Pensei também nos sistemas de pensões por capitalização, responsáveis e que premeiam a poupança. «A social-democracia evoluiu» — recordou-nos, e trouxe-me de volta. E recordou uma história de Sá Carneiro. Quando questionado se estaria mais próximo do SPD ou da CDU — contava Passos —, este respondeu «SPD!» sem deixar que o jornalista terminasse de formular a questão. E a questão é que, hoje, nem o SPD é o SPD de então, tal como o PS também não é o PS, e até o próprio PCP cedeu aos revisionismos e ocupa lugar cativo nessa «brincadeira burguesa» — palavra de marxista — que é o Parlamento. Esta social-democracia é bem menos socialista do que o que existe em Portugal, é bem mais liberal. O mundo é menos socialista. Não coincidentemente, o mundo é menos pobre e mais próspero. E ainda bem.
Se podemos sonhar, perguntei-lhe então se não podíamos sonhar sermos como a Irlanda. Fiz esta pergunta como aliás faço sempre, exactamente com a mesma entoação da criança que pergunta aos pais porque não pode ter aquilo que o amigo da escola também tem, com a esperança e a convicção de que não existe nenhum determinismo histórico que nos condene a esta consumpção que nos consome, porque somos aquilo que quisermos ser — enfim, perguntei com toda a inveja e angústia do mundo. 
A Irlanda dos anos 80 era um dos países mais pobres da Europa. Baixou o IRC, reformou e liberalizou as suas instituições, fez uma das consolidações fiscais mais duras de sempre e reduziu significativamente a despesa pública. Libertou-se. Com isto atraiu investimento directo estrangeiro, que em poucos anos a catapultaram para os lugares cimeiros da riqueza e prosperidade europeia, tendo ultrapassado quase todos os países, incluindo a Alemanha. Incluindo os tais alemães pontuais. Porque não podemos sonhar e almejar ser como a Irlanda, um país mais próspero, menos pobre? 
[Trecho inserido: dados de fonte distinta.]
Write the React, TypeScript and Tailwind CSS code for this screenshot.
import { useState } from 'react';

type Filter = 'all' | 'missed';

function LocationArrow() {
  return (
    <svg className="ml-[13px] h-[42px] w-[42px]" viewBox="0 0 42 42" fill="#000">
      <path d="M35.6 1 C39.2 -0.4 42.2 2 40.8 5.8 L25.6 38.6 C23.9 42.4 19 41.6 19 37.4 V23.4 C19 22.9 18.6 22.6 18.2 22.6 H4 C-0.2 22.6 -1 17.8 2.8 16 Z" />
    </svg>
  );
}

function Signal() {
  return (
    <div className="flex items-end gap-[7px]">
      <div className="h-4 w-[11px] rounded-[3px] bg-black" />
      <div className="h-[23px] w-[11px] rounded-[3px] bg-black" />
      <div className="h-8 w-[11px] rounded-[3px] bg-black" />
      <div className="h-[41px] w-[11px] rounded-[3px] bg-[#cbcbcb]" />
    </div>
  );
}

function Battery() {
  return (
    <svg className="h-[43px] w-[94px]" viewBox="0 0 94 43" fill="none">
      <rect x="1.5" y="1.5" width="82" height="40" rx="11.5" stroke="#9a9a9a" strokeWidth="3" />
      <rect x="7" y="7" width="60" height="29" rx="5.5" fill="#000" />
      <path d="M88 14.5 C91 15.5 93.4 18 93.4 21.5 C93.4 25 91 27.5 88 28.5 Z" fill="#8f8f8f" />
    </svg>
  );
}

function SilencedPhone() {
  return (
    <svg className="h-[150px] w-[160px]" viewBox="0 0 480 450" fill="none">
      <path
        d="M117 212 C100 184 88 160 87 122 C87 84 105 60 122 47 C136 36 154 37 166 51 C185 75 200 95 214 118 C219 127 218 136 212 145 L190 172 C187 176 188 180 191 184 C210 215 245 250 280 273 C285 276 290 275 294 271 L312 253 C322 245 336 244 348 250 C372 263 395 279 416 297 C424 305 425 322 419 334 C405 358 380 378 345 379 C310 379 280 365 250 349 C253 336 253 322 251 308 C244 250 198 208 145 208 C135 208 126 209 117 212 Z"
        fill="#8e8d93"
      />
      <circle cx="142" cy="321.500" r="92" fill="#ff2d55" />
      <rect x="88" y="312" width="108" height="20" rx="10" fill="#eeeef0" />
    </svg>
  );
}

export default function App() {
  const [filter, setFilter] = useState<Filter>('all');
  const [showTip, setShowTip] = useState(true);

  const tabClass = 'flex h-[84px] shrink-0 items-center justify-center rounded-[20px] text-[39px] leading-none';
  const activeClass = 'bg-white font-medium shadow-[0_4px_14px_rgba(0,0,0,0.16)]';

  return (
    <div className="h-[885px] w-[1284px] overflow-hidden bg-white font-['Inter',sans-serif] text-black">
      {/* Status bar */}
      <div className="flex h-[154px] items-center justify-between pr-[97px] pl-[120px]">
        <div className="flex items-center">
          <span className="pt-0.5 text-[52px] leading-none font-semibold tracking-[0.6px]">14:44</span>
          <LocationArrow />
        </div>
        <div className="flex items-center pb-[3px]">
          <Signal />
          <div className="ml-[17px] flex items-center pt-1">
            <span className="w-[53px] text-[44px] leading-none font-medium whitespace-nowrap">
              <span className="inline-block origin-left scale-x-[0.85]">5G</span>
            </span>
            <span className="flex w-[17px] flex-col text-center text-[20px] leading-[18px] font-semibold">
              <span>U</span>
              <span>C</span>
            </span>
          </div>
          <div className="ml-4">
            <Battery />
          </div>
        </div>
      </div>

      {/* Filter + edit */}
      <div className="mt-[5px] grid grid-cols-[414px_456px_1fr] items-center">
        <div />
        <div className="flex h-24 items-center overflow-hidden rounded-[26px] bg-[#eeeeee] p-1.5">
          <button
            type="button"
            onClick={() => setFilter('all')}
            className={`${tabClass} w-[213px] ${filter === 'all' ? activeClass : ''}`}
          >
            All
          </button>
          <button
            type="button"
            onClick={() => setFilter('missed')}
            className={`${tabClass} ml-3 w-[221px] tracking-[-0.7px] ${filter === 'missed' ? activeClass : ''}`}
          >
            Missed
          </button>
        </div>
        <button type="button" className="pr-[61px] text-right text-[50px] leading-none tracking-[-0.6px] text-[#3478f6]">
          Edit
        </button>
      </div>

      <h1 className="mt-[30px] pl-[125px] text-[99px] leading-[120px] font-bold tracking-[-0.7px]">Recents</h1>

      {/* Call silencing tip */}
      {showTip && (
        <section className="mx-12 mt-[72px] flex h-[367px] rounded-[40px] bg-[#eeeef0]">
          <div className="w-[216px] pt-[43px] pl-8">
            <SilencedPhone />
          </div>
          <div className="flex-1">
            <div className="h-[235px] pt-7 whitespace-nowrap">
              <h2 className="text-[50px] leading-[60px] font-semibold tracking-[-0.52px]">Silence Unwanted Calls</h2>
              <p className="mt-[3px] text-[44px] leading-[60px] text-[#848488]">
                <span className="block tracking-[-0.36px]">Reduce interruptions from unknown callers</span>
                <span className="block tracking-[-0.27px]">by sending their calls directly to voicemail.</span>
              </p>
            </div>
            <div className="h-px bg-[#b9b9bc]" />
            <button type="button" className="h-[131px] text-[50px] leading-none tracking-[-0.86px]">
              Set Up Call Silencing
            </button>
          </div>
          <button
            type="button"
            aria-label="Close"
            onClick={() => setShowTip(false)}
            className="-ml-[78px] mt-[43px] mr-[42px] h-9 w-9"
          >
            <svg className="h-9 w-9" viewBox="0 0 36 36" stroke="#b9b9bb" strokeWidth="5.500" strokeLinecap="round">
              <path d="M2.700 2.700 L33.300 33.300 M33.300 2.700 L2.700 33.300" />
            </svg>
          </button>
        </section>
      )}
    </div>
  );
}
Não podemos ser um Portugal 2.0? 
E Passos foi Passos, que é, e aqui confirma-se, bem mais do que a sua circunstância. Respondeu com o mesmo tom assertivo, destemido, empolgado com que outrora respondera perante a chamada para resgatar o país: «E porque não ir além da Irlanda?». Aim for the sky and you’ll reach the ceiling. Portugal tem um clima melhor, praias maravilhosas, uma gastronomia fantástica, paisagens e cidades maravilhosas — listou. Temos gente igualmente competente, e temos as gentes para fazer acontecer. É verdade, temos mesmo. E ainda assim estamos tão longe do céu. Mas esta vontade de fazer, que não nos levou além da Troika, já não foi pouco. 
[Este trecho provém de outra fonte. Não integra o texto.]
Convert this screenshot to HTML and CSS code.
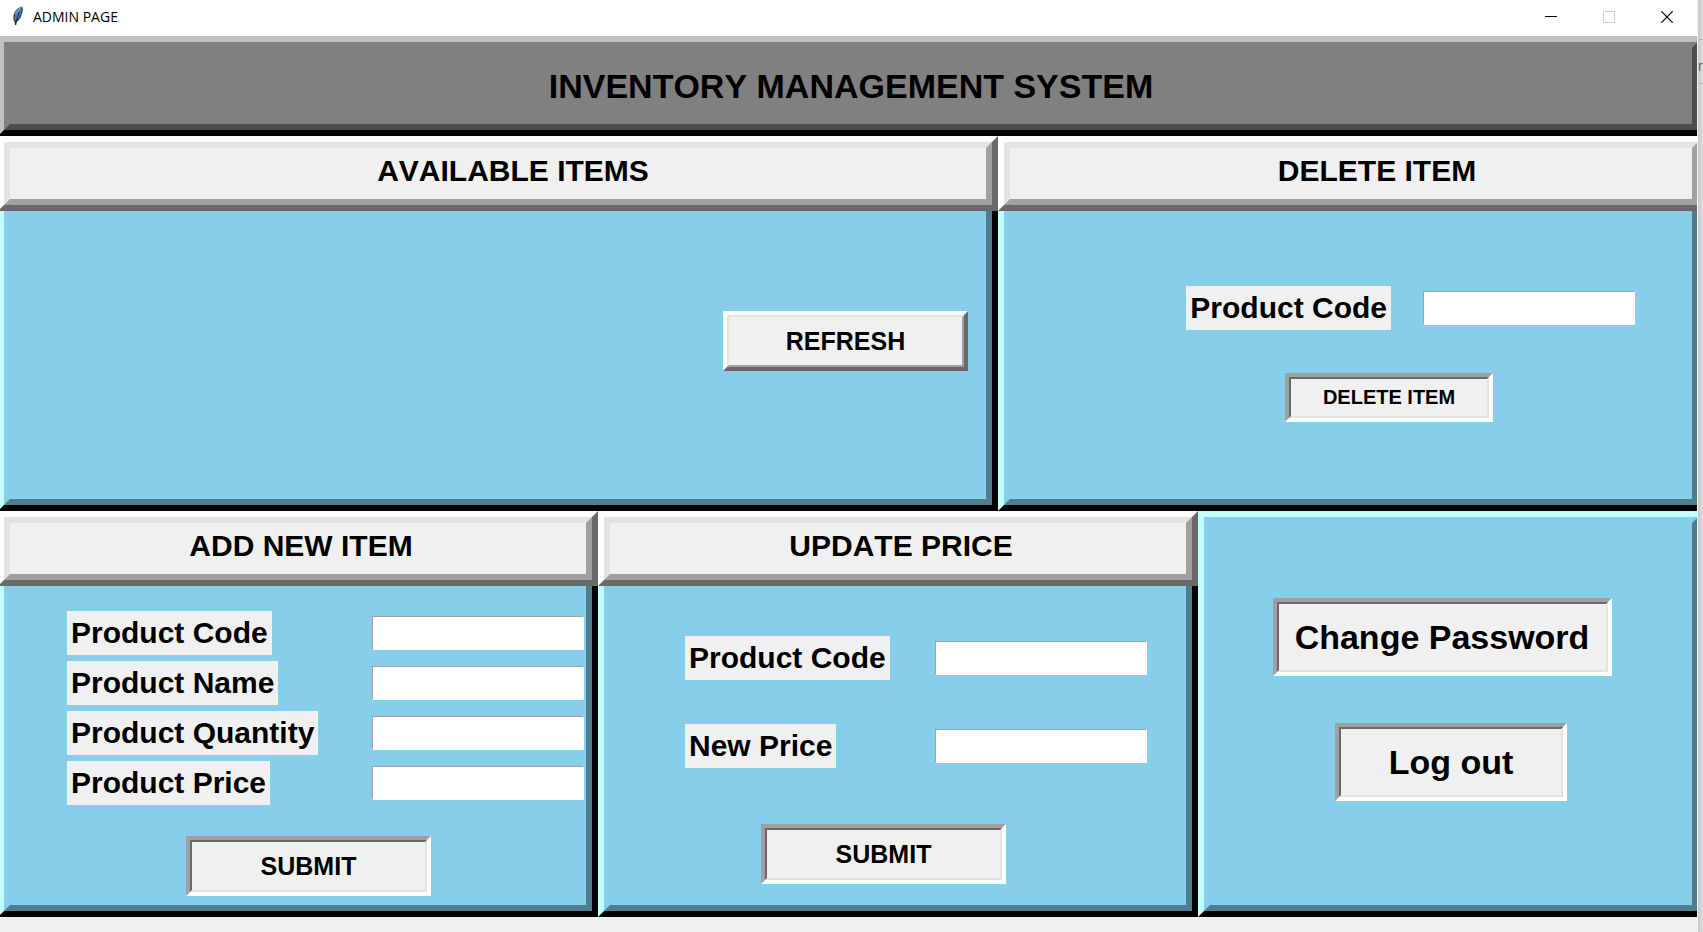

E talvez tenha sido isso que permitiu que Passos conduzisse a única coligação que chegou ao fim do seu mandato num momento que, não fosse tratar-se de Portugal, seria apelidado de invulgar — mais uma falência. Também não fomos além do programa da Troika e muita coisa ficou por fazer. Mas o que dista daqui ao céu são bem mais do que quatro anos, é um projecto de uma geração. E, nestes quatro anos, o país, Portugal, passou de um falência técnica, de um humilhante resgate para um país que cresce, ainda que timidamente. Onde o emprego recupera, ou recuperava, para ser exacto. Um inédito excedente na balança corrente e uma balança comercial equilibrada. Tanta coisa feita, e tanta coisa ainda por fazer. Mas existia um projecto. Vamos exportar mais, vamos ter contas equilibradas, vamos virar-nos para fora, vamos baixar os impostos e libertar recursos para que possa haver criatividade. A mim bastar-me-ia sermos como a Irlanda.
Passos respondeu como se esperaria que respondesse, e esta certeza é de certa forma tranquilizante. Não temos um herói — na vida real não existem heróis, apenas anti-heróis — que cavalga, qual paladino, para salvar o país. Não se presta a isso. A figura mitológica grega do herói é um sucesso nas grandes epopeias, mas uma desgraça na vida real, desgraça que termina sempre em desolação e desilusão. 
Não queremos, não precisamos de heróis. Precisamos de homens e mulheres que nos digam: «Agora é convosco!». Os verdadeiros heróis acordam às 7h da manhã e trabalham sine die para proporcionar uma vida melhor aos filhos, esfalfados pela labuta e pela repartição de finanças. Os verdadeiros heróis não têm tempo para ir a Congressos.
Um assessor avisa que o tempo está a terminar, há afazeres a fazer. E terminada a conversa não consigo deixar de pensar no pin. Só me ocorre que aquele pin na lapela não faz qualquer sentido. 
Passos não precisa do pin para nada. 
Pin na lapela deveriam usar todos os que, por via do facilitismo, das vãs promessas e do populismo acabam invariavelmente falidos. Passos continua a ser Passos, o mesmo Passos, para o bem e para o mal. 
E o pin estaria melhor na lapela d’outros, lembrete permanente de que Portugal precisa de serenidade, responsabilidade e determinação. Santana Lopes tinha mesmo razão, Passos é isto. Esperemos que não mude nunca.